About 20,000 European homeowners are buying the system every year. "Our system works well even in cold and cloudy conditions," says Executive Director Dr Vahid Tabatabai. "The tubes last about 25 years and the whole system only costs about £2,000 to install, so it saves people money as well as being environmentally friendly. We expect the European market to grow by about 20 per cent every year."
About 100,000 of the UK's 18 million homes already use conventional flat plate solar panels to take advantage of sunny days. The Thermomax system is far more compact than flat panels. "A family of four would need four or five square metres of solar panels to get the same output as 20 of our tubes, which take up about two square metres," says Chief Executive Sharokh Sabba
Thermomax produces three solar tubes with different temperature cut-offs, the highest being at 180șC, but the team is now working on even higher temperatures for use in solar air conditioning and seawater desalination - a joint project with the University of Athens.
Sadly, the man who actually invented this technology died last year, aged 54. Dr Framarz Mahduri founded Thermomax Ltd in 1980 to develop his idea for the solar tube, conceived while he was head of energy research for Phillips Aachen.
ends
Notes for editors
- The Royal Academy of Engineering MacRobert Award is Britain's premier prize for engineering. It is given annually for outstanding innovation of benefit to the community. First presented in 1969, the award consists of a solid gold medal and £50,000 prize.
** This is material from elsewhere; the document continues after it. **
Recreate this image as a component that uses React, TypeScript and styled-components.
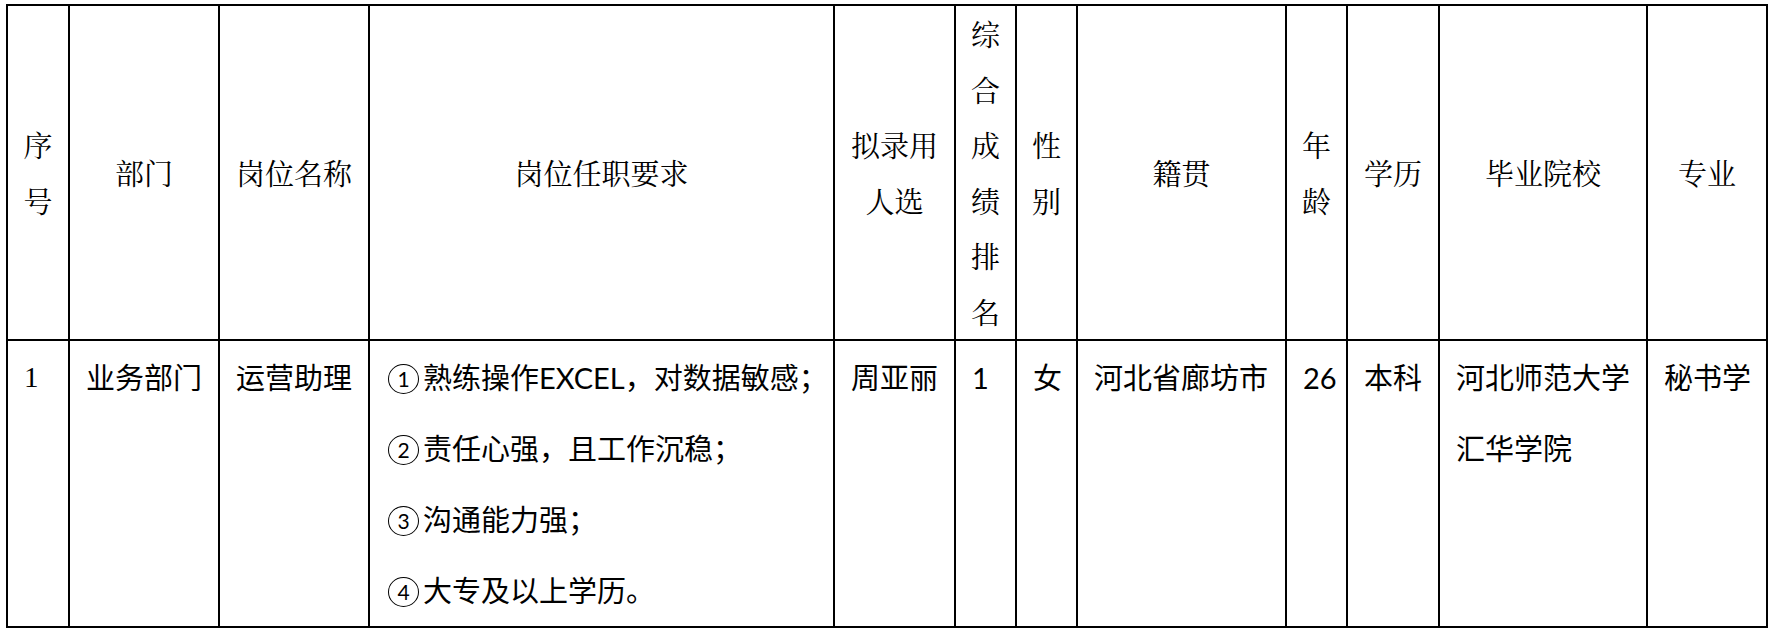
import React from "react";
import styled, { createGlobalStyle } from "styled-components";

const GlobalStyle = createGlobalStyle`
  html, body {
    margin: 0;
    padding: 0;
    background: #fff;
  }
  body {
    font-family: "Noto Sans CJK SC", sans-serif;
    color: #000;
  }
`;

const Page = styled.div`
  padding: 4px 0 0 6px;
`;

const Table = styled.table`
  border-collapse: collapse;
  table-layout: fixed;
  width: 1762px;
  border: 2px solid #000;
`;

const HeadCell = styled.th`
  height: 333px;
  padding: 0;
  border: 2px solid #000;
  text-align: center;
  vertical-align: middle;
  font-family: "Noto Serif CJK SC", "Noto Sans CJK SC", serif;
  font-weight: 400;
  font-size: 29px;
  line-height: 55.5px;
  white-space: nowrap;
`;

const BodyCell = styled.td<{ $serif?: boolean }>`
  height: 280px;
  padding: 1px 14px 0 16px;
  border: 2px solid #000;
  text-align: left;
  vertical-align: top;
  font-family: ${(p) =>
    p.$serif
      ? `"Liberation Serif", "Noto Sans CJK SC", serif`
      : `"Lato", "Noto Sans CJK SC", sans-serif`};
  font-size: 29px;
  line-height: 71px;
  white-space: nowrap;
`;

const Line = styled.div`
  display: block;
`;

// circled list number, drawn as a ring around a real digit
const Circled = styled.span`
  display: inline-flex;
  align-items: center;
  justify-content: center;
  box-sizing: border-box;
  width: 31px;
  height: 30px;
  margin: 0 4px 0 2px;
  border: 1.7px solid #000;
  border-radius: 50%;
  font-family: "Lato", sans-serif;
  font-size: 21px;
  line-height: 1;
  vertical-align: middle;
  position: relative;
  top: -3px;
`;

const columns = [62, 150, 150, 465, 121, 61, 61, 209, 61, 92, 208, 120];

const headers: string[][] = [
  ["序", "号"],
  ["部门"],
  ["岗位名称"],
  ["岗位任职要求"],
  ["拟录用", "人选"],
  ["综", "合", "成", "绩", "排", "名"],
  ["性", "别"],
  ["籍贯"],
  ["年", "龄"],
  ["学历"],
  ["毕业院校"],
  ["专业"],
];

type Entry = { num?: number; text: string };
type Cell = { lines: Entry[]; serif?: boolean };

const row: Cell[] = [
  { lines: [{ text: "1" }], serif: true },
  { lines: [{ text: "业务部门" }] },
  { lines: [{ text: "运营助理" }] },
  {
    lines: [
      { num: 1, text: "熟练操作EXCEL，对数据敏感；" },
      { num: 2, text: "责任心强，且工作沉稳；" },
      { num: 3, text: "沟通能力强；" },
      { num: 4, text: "大专及以上学历。" },
    ],
  },
  { lines: [{ text: "周亚丽" }] },
  { lines: [{ text: "1" }] },
  { lines: [{ text: "女" }] },
  { lines: [{ text: "河北省廊坊市" }] },
  { lines: [{ text: "26" }] },
  { lines: [{ text: "本科" }] },
  { lines: [{ text: "河北师范大学" }, { text: "汇华学院" }] },
  { lines: [{ text: "秘书学" }] },
];

export default function App() {
  return (
    <Page>
      <GlobalStyle />
      <Table>
        <colgroup>
          {columns.map((w, i) => (
            <col key={i} style={{ width: w }} />
          ))}
        </colgroup>
        <thead>
          <tr>
            {headers.map((h, i) => (
              <HeadCell key={i}>
                {h.map((l, j) => (
                  <Line key={j}>{l}</Line>
                ))}
              </HeadCell>
            ))}
          </tr>
        </thead>
        <tbody>
          <tr>
            {row.map((c, i) => (
              <BodyCell key={i} $serif={c.serif}>
                {c.lines.map((l, j) => (
                  <Line key={j}>
                    {l.num !== undefined && <Circled>{l.num}</Circled>}
                    {l.text}
                  </Line>
                ))}
              </BodyCell>
            ))}
          </tr>
        </tbody>
      </Table>
    </Page>
  );
}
- The outright winner of the 2000 Award will be announced in November 2000.
- The four finalists will receive certificates from the Academy president, Sir David Davies, at the Academy's AGM on Monday 10 July 2000.
- The three other finalists this year are BAE Systems in Edinburgh for the ECR-90 radar for Eurofighter, NXT plc in Huntingdon for the first flat panel loudspeaker, and Johnson Matthey in Royston for the CRT continuously regenerating trap to control diesel pollution.
- The Royal Academy of Engineering aims to pursue, encourage and maintain excellence across the whole field of engineering in order to promote the advancement of the science, art and practice of engineering for the benefit of the public. The Academy comprises the UK's most eminent engineers and is able to use their combined wealth of knowledge and experience to meet its objectives.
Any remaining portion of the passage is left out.